— begin —

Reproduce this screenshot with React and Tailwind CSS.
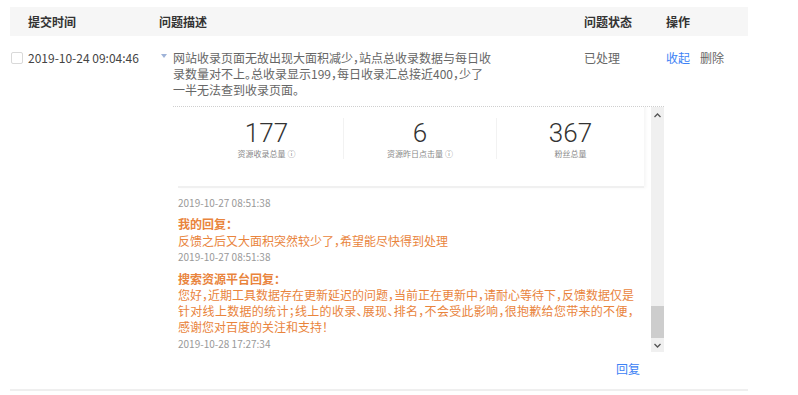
export default function App() {
  const orange = "text-[#e9843c]";
  return (
    <div className="w-[798px] h-[395px] bg-white font-['Noto_Sans_CJK_SC',sans-serif] text-[12px] pt-[7px] pl-[10px] overflow-hidden [font-feature-settings:'halt']">
      <div className="w-[738px]">
        <div className="flex h-[29px] items-center bg-[#f6f6f6] font-bold text-[#333]">
          <div className="w-[149px] pl-[18px]">提交时间</div>
          <div className="w-[425px]">问题描述</div>
          <div className="w-[82px]">问题状态</div>
          <div>操作</div>
        </div>
        <div className="border-b-2 border-[#efefef]">
          <div className="flex pt-[14px] leading-[16px]">
            <div className="w-[18px] pl-[1px] pt-[2px]">
              <div className="w-[12px] h-[12px] border border-[#d9d9d9] rounded-[2px] bg-white" />
            </div>
            <div className="w-[131px] text-[#444]">2019-10-24 09:04:46</div>
            <div className="w-[425px] flex text-[#666]">
              <div className="w-[14px] pt-[4px] pl-[2px]">
                <svg width="6" height="4" viewBox="0 0 6 4">
                  <path d="M0 0 L6 0 L3 4 Z" fill="#9fb3d8" />
                </svg>
              </div>
              <div>
                <div className="whitespace-nowrap">网站收录页面无故出现大面积减少，站点总收录数据与每日收</div>
                <div className="whitespace-nowrap">录数量对不上。总收录显示199，每日收录汇总接近400，少了</div>
                <div className="whitespace-nowrap">一半无法查到收录页面。</div>
              </div>
            </div>
            <div className="w-[82px] text-[#666]">已处理</div>
            <div className="flex gap-[10px]">
              <span className="text-[#3d82f5]">收起</span>
              <span className="text-[#666]">删除</span>
            </div>
          </div>

          <div className="ml-[163px] w-[491px] mt-[8px] h-[246px] border-t border-dotted border-[#cfcfcf] flex overflow-hidden">
            <div className="flex-1 overflow-hidden pl-[5px]">
              <div className="-mt-[20px]">
                <div className="w-[466px] bg-white border-b-2 border-[#f0f0f0] shadow-[2px_0_3px_rgba(0,0,0,0.04)] pl-[12px] pt-[31px] pb-[27px] grid grid-cols-[153px_153px_148px]">
                  <div className="flex flex-col items-center">
                    <div className="h-[30px] leading-[30px] text-[26px] font-light text-[#333] font-['Roboto',sans-serif]">177</div>
                    <div className="mt-[1px] h-[10px] leading-[10px] text-[8px] text-[#888] whitespace-nowrap">资源收录总量 ⓘ</div>
                  </div>
                  <div className="flex flex-col items-center border-l border-[#f2f2f2]">
                    <div className="h-[30px] leading-[30px] text-[26px] font-light text-[#333] font-['Roboto',sans-serif]">6</div>
                    <div className="mt-[1px] h-[10px] leading-[10px] text-[8px] text-[#888] whitespace-nowrap">资源昨日点击量 ⓘ</div>
                  </div>
                  <div className="flex flex-col items-center border-l border-[#f2f2f2]">
                    <div className="h-[30px] leading-[30px] text-[26px] font-light text-[#333] font-['Roboto',sans-serif]">367</div>
                    <div className="mt-[1px] h-[10px] leading-[10px] text-[8px] text-[#888] whitespace-nowrap">粉丝总量</div>
                  </div>
                </div>
                <div className="leading-[16px]">
                  <div className="mt-[7px] text-[10px] text-[#999]">2019-10-27 08:51:38</div>
                  <div className={`mt-[5px] font-bold ${orange}`}>我的回复：</div>
                  <div className={`mt-[1px] ${orange}`}>反馈之后又大面积突然较少了，希望能尽快得到处理</div>
                  <div className="text-[10px] text-[#999]">2019-10-27 08:51:38</div>
                  <div className={`mt-[6px] font-bold ${orange}`}>搜索资源平台回复：</div>
                  <div className={orange}>
                    <div className="whitespace-nowrap">您好，近期工具数据存在更新延迟的问题，当前正在更新中，请耐心等待下，反馈数据仅是</div>
                    <div className="whitespace-nowrap tracking-[0.3px]">针对线上数据的统计；线上的收录、展现、排名，不会受此影响，很抱歉给您带来的不便，</div>
                    <div className="whitespace-nowrap">感谢您对百度的关注和支持！</div>
                  </div>
                  <div className="mt-[1px] text-[10px] text-[#999]">2019-10-28 17:27:34</div>
                </div>
              </div>
            </div>
            <div className="w-[13px] bg-[#f0f0f0] flex flex-col">
              <div className="h-[16px] flex items-center justify-center">
                <svg width="7" height="5" viewBox="0 0 7 5">
                  <path d="M0.5 4 L3.5 1 L6.5 4" fill="none" stroke="#555" strokeWidth="1.3" />
                </svg>
              </div>
              <div className="flex-1 flex flex-col justify-end">
                <div className="h-[32px] bg-[#cdcdcd]" />
              </div>
              <div className="h-[14px] flex items-center justify-center">
                <svg width="7" height="5" viewBox="0 0 7 5">
                  <path d="M0.5 1 L3.5 4 L6.5 1" fill="none" stroke="#555" strokeWidth="1.3" />
                </svg>
              </div>
            </div>
          </div>

          <div className="flex justify-end pr-[108px] pt-[9px] pb-[12px] leading-[16px]">
            <span className="text-[#3d82f5]">回复</span>
          </div>
        </div>
      </div>
    </div>
  );
}
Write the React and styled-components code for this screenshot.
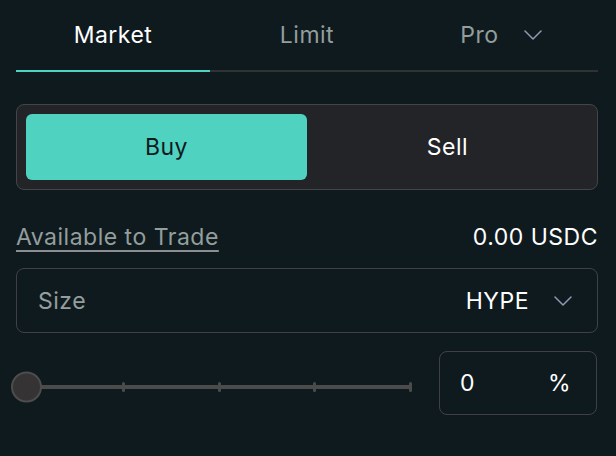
import styled, { createGlobalStyle } from "styled-components";

const colors = {
  background: "#0f1a1f",
  accent: "#50d2c1",
  border: "#3e4246",
  line: "#303234",
  muted: "#949e9c",
  chevron: "#8f9ab5",
  track: "#4b4b4b",
};

const GlobalStyle = createGlobalStyle`
  html, body {
    margin: 0;
    padding: 0;
    background: ${colors.background};
    font-family: Inter, "Noto Sans", sans-serif;
    letter-spacing: 0.5px;
    color: #fff;
  }
  * {
    box-sizing: border-box;
  }
`;

const Panel = styled.div`
  width: 616px;
  height: 456px;
  padding: 0 18px 0 16px;
  display: flex;
  flex-direction: column;
`;

const Tabs = styled.div`
  display: grid;
  grid-template-columns: repeat(3, 1fr);
  height: 72px;
  border-bottom: 2px solid ${colors.line};
`;

const Tab = styled.div`
  display: flex;
  align-items: center;
  justify-content: center;
  gap: 25px;
  font-size: 23px;
  color: ${({ $active }) => ($active ? "#fff" : colors.muted)};
  margin-bottom: -2px;
  border-bottom: 2px solid
    ${({ $active }) => ($active ? colors.accent : "transparent")};
`;

const SideSwitch = styled.div`
  margin-top: 32px;
  display: grid;
  grid-template-columns: 1fr 1fr;
  padding: 9px;
  height: 86px;
  background: #232428;
  border: 1.5px solid #434549;
  border-radius: 8px;
`;

const SideButton = styled.div`
  display: flex;
  align-items: center;
  justify-content: center;
  border-radius: 6px;
  font-size: 23px;
  background: ${({ $active }) => ($active ? colors.accent : "transparent")};
  color: ${({ $active }) => ($active ? "#0f1a1f" : "#fff")};
`;

const InfoRow = styled.div`
  margin-top: 32px;
  display: flex;
  justify-content: space-between;
  align-items: center;
  height: 30px;
  font-size: 23px;
`;

const InfoLabel = styled.span`
  color: ${colors.muted};
  text-decoration: underline;
  text-decoration-color: #8a8f92;
  text-decoration-thickness: 2px;
  text-underline-offset: 5px;
`;

const InfoValue = styled.span`
  color: #fff;
`;

const SizeField = styled.div`
  margin-top: 16px;
  height: 65px;
  display: flex;
  align-items: center;
  justify-content: space-between;
  padding: 0 25px 0 21px;
  border: 1.5px solid ${colors.border};
  border-radius: 8px;
  font-size: 23px;
`;

const FieldLabel = styled.span`
  color: ${colors.muted};
`;

const AssetPicker = styled.div`
  display: flex;
  align-items: center;
  gap: 25px;
  color: #fff;
`;

const SliderRow = styled.div`
  margin-top: 18px;
  display: flex;
  align-items: flex-start;
  gap: 27px;
`;

const SliderArea = styled.div`
  position: relative;
  margin-left: 10px;
  width: 386px;
  height: 72px;
  display: flex;
  align-items: center;
`;

const Track = styled.div`
  position: relative;
  width: 100%;
  height: 10px;
  display: flex;
  align-items: center;
  justify-content: space-between;
  &::before {
    content: "";
    position: absolute;
    left: 0;
    right: 0;
    top: 3px;
    height: 4px;
    background: ${colors.track};
  }
`;

const Tick = styled.span`
  position: relative;
  width: 3px;
  height: 10px;
  border-radius: 1.5px;
  background: ${colors.track};
`;

const Thumb = styled.div`
  position: absolute;
  left: -15px;
  top: 50%;
  transform: translateY(-50%);
  width: 31px;
  height: 31px;
  border-radius: 50%;
  background: #353333;
  border: 2px solid #4d4d4d;
`;

const PercentField = styled.div`
  width: 158px;
  height: 64px;
  display: flex;
  align-items: center;
  justify-content: space-between;
  padding: 0 25px 0 20px;
  border: 1.5px solid ${colors.border};
  border-radius: 8px;
  font-size: 23px;
`;

const Chevron = () => (
  <svg width="18" height="10" viewBox="0 0 18 10" fill="none">
    <path
      d="M1 1l8 8 8-8"
      stroke={colors.chevron}
      strokeWidth="1.5"
      strokeLinecap="round"
      strokeLinejoin="round"
    />
  </svg>
);

const ticks = [0, 25, 50, 75, 100];

export default function App() {
  return (
    <>
      <GlobalStyle />
      <Panel>
        <Tabs>
          <Tab $active>Market</Tab>
          <Tab>Limit</Tab>
          <Tab>
            Pro
            <Chevron />
          </Tab>
        </Tabs>

        <SideSwitch>
          <SideButton $active>Buy</SideButton>
          <SideButton>Sell</SideButton>
        </SideSwitch>

        <InfoRow>
          <InfoLabel>Available to Trade</InfoLabel>
          <InfoValue>0.00 USDC</InfoValue>
        </InfoRow>

        <SizeField>
          <FieldLabel>Size</FieldLabel>
          <AssetPicker>
            HYPE
            <Chevron />
          </AssetPicker>
        </SizeField>

        <SliderRow>
          <SliderArea>
            <Track>
              {ticks.map((t) => (
                <Tick key={`tick-${t}`} />
              ))}
            </Track>
            <Thumb />
          </SliderArea>
          <PercentField>
            <span>0</span>
            <span>%</span>
          </PercentField>
        </SliderRow>
      </Panel>
    </>
  );
}
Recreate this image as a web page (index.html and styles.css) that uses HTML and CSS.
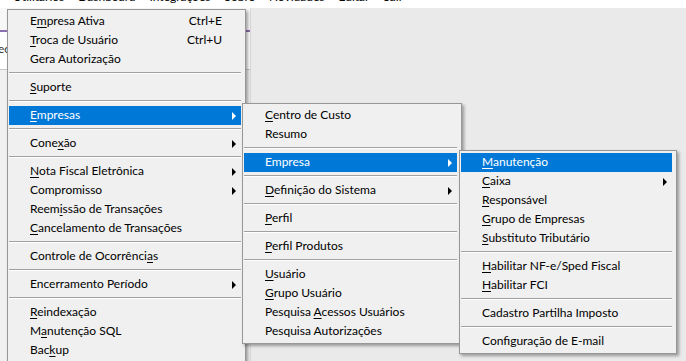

— end —

Pull out each line holding the string "this".

Reproduce this screenshot with React and Tailwind CSS.
Write the React and styled-components code for this screenshot.
Recreate this image as a web page (index.html and styles.css) that uses HTML and CSS.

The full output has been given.